In an intriguing study, they presented liberals and conservatives with polarizing messages. The first one was about same-sex marriage. One version of the message emphasized the need for equal rights for same-sex couples, which is the sort of fairness-based message liberals typically espouse. It is framed in terms of a value — equality — that research has shown resonates more strongly among liberals than conservatives.

At the same time, another version of the message was designed to appeal to values of patriotism and group loyalty, which have been shown to resonate more with conservatives. It argued that “same-sex couples are proud and patriotic Americans” who “want to and do contribute to the American economy and society” just as any others, including military service.

Liberals showed the same support for same-sex marriage regardless of which message they encountered. But conservatives supported same-sex marriage significantly more if they read the patriotism message rather than the fairness one.

Then the group presented liberals and conservatives with different versions of messages supporting increased military spending.

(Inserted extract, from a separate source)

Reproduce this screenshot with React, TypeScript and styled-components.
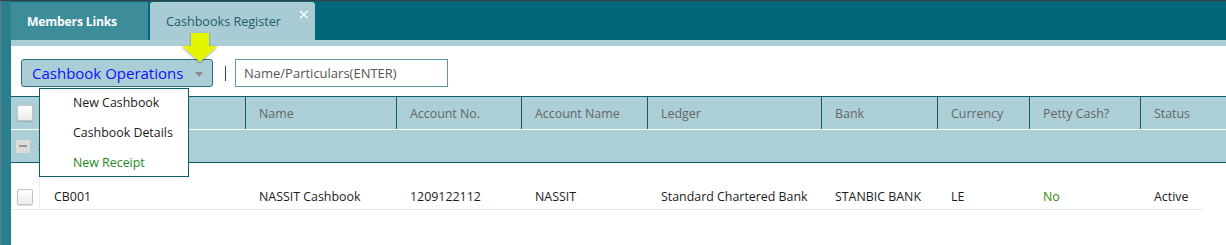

One message argued that we should “take pride in our military,” which “unifies us both at home and abroad.”

The other argued that military spending is necessary because, through the military, the poor and disadvantaged “can achieve equal standing,” by ensuring they have “a reliable salary and a viable future path above the challenges of poverty and inequality.”

For conservatives, it didn’t matter which message they read; their support for military spending was the same. However, liberals expressed significantly greater support for increasing military spending if they read the fairness message instead of the patriotism one.

If you’re thinking that these reframed arguments don’t sound like ones that conservatives and liberals would naturally be inclined to make, you’re right. In an additional study, they asked liberals to write a persuasive argument in favor of same-sex marriage aimed at convincing conservatives — and even offered a cash prize for one writing the most persuasive message.

Despite the financial incentive, just 9 percent of liberals made arguments that appealed to more conservative notions of morality, while 69 percent made arguments based on more liberal values.

Conservatives weren’t much better. When asked to write an argument in favor of making English the official language of the United States that would be persuasive to liberals (same cash incentive), just 8 percent of conservatives appealed to liberal values, while 59 percent drew upon conservative values.

So why is moral reframing so hard? There are a number of reasons. You might find it unsettling to endorse any values that you don’t hold yourself. You might not see any link at all between your political positions and those of the “opposition.” And you might not even realize that those ‘on the other side’ have different values from your own, and a completely different view of life.

But whatever the source of the chasm, it seems it can be at least somewhat bridged with effort, consideration, and a speck of couth.

Maybe reframing political arguments in terms of the morality of “the other side” should be viewed less as an exercise in strategic persuasion and more as an exercise in real, substantive perspective taking. To do it you have to be brave enough to acknowledge that neither side owns that monopoly on right and wrong. Then, you make an effort get into the heads and hearts of the people you’re speaking with, think about what they care about, and make arguments that in some way reflect their principles.

If we can do just that, it will show that we view those each other not as enemies, but as people worthy of consideration, along with their view of life and living it.

I don’t expect us to hold hands and sing “Kumbaya.” We need to disagree, but do so respectfully, and with a heart that leads us to seek enlightened discussion and debate. Maybe a little empathy can help us all get to a place where such is not just possible, but probable.

With that empathy, even if the arguments that you wind up making aren’t those that you find most appealing, you have at least dignified the consideration of your political rivals with your attention and decency.

Which, if you think about it, is the very least that we should offer each other.